Garner's special art is to take a basic swords-and-sorcery story and elevate it into a poetry-and-powers myth with gritty heroes and terrifying villains who hard to defeat and not always easy to spot. This story of Colin and Susan's second adventure is aimed at a slightly older audience than the Weirdstone, has Susan in the lead role, and has more depth and menace along with some sly humour. The Morrigan is back, not yet at the height of her powers, but ready for revenge. The elves are suffering and dying from the pollution caused by Man: they must retreat to cleaner, remoter places. The battles in magic and swordplay are more deadly and more personal and more realistic. The havoc and hard pace of war are felt in the prose, which is breathless and a little wild itself. The wizard Cadellin takes more of a back seat in this adventure but he does explain (in chapter four) why the coming of the 'Age of Reason' and industrialism was more of a coming of the age of Materialism and a retreat from Reason. Hence the great rift between our Man's world of material values, and the worlds of magic and the life of the spiritual values.
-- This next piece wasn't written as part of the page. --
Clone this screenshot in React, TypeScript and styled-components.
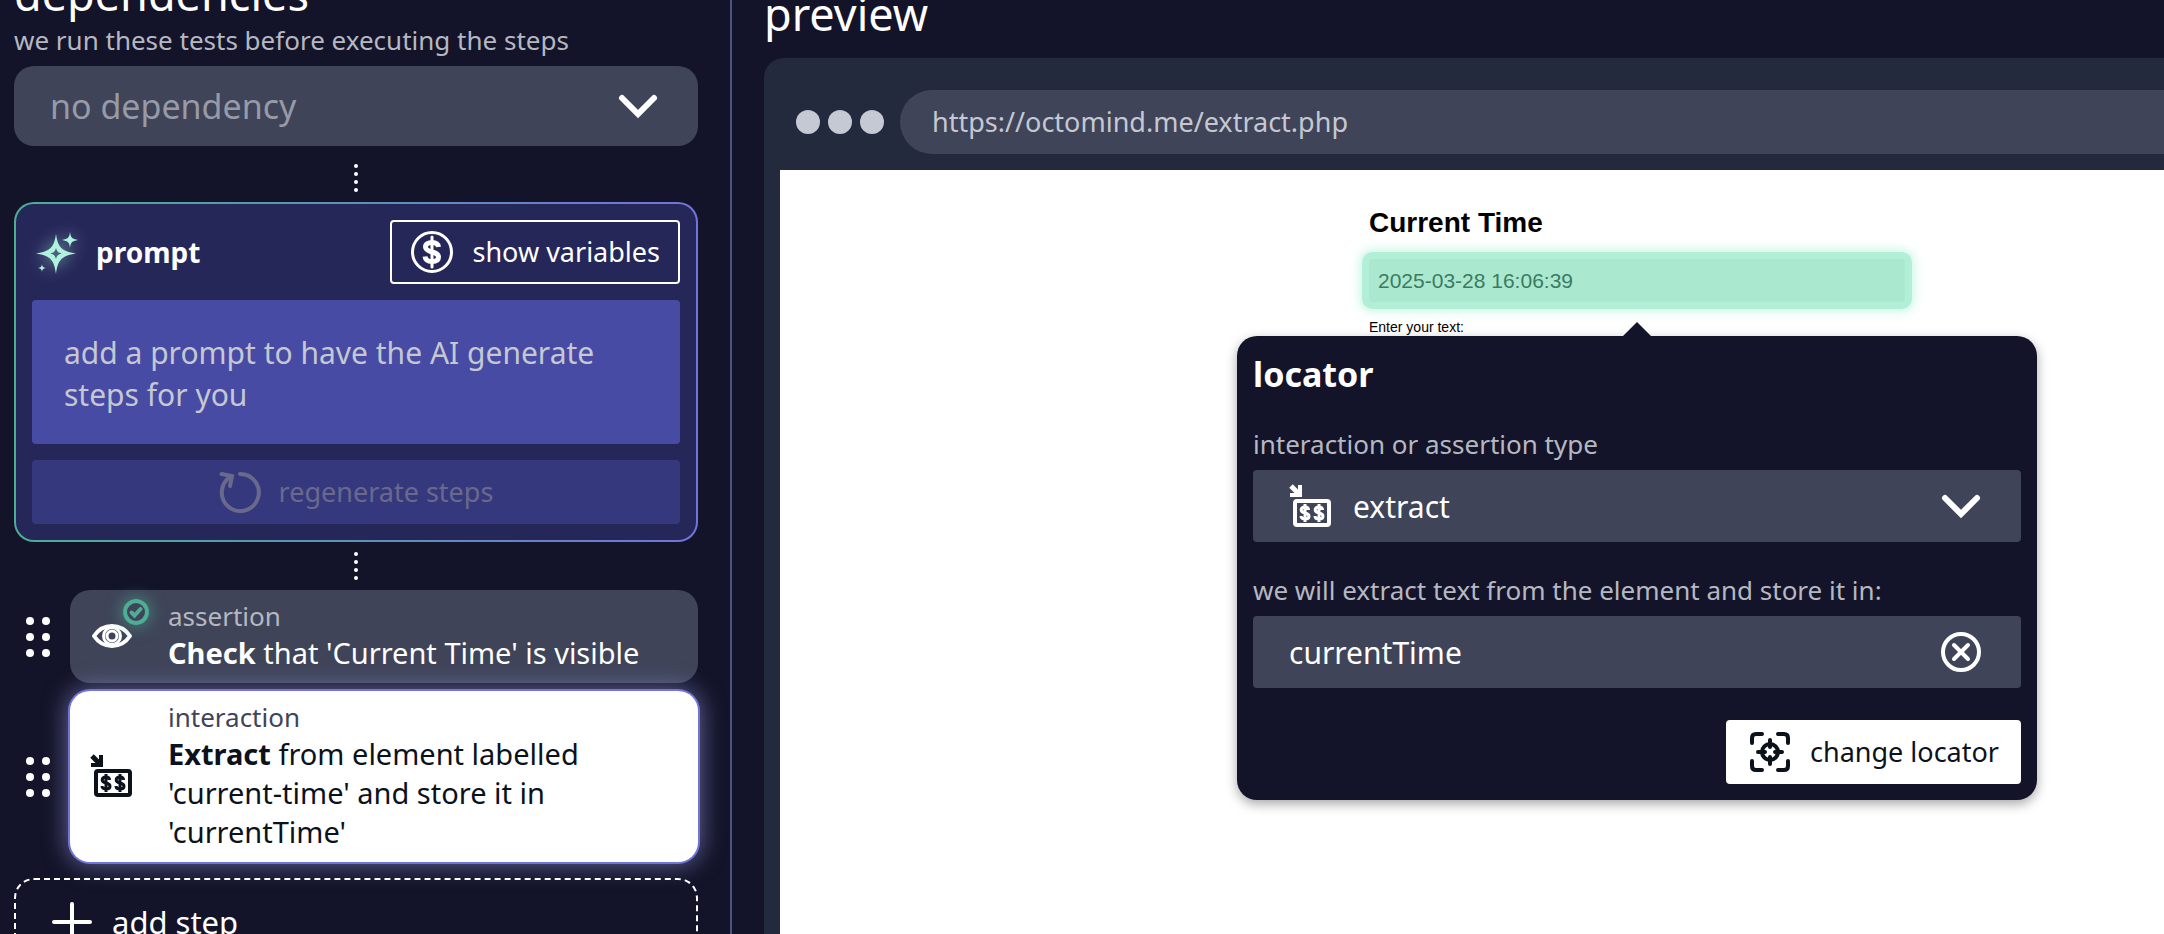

Now as every parent knows, children's books have the power of forming the child's mind. (True even in the age of film and video, as books are both more personal and make mind-expanding demands on the imagination. Films just fill up whatever space is in your head, they do not create it. Books are not just good for you, they are more fun.) So with magical adventures being very much back in style now is a good time to get the various authors into some sort of order. So, without going back to the ancient Greeks, where does Alan Garner fit in? We can easily go back a century or so: F. Anstey (Vice Versa), George MacDonald (Princess and Curdie stories), and E. Nesbit (House of Arden, etc), Tolkien (Hobbit, Farmer Giles of Ham), C.S. Lewis (Narnia, the land of youth), Ursula K. LeGuin (Earthsea), and Alan Garner. And, as Rowling's ghost Peeves puts it, 'Wee Potty Potter', brings us up to date.

So there are two main routes to magic. Anstey, MacDonald, Nesbit, Garner, and Rowling write a story that exercises magic in this world, and the two things collide with exciting degrees of chaos and depth. The results are serious or hilarious, or both. Garner manages to interface the two worlds with superior art. But a higher priced ticket will take you to a whole new world. Tolkien, Lewis, and LeGuin create whole worlds of their own and people it with new peoples - a fully magical world. The magic is integrated, truly part of the fabric of that world, not just added to make it fizz. One you are in, you belong there for a while. You return and your own world is now a little more magical. The whole range of literary forms is now possible, even super-possible as we no longer rely on supposed 'realism' to make the effects. They go beyond just making a magical talisman or two (some brilliantly done, others less so), and seeing 'what happens'. They make new countries and skies, new kingdoms and peoples, new languages and rules. Ultimately they are the suns and the others are the moons.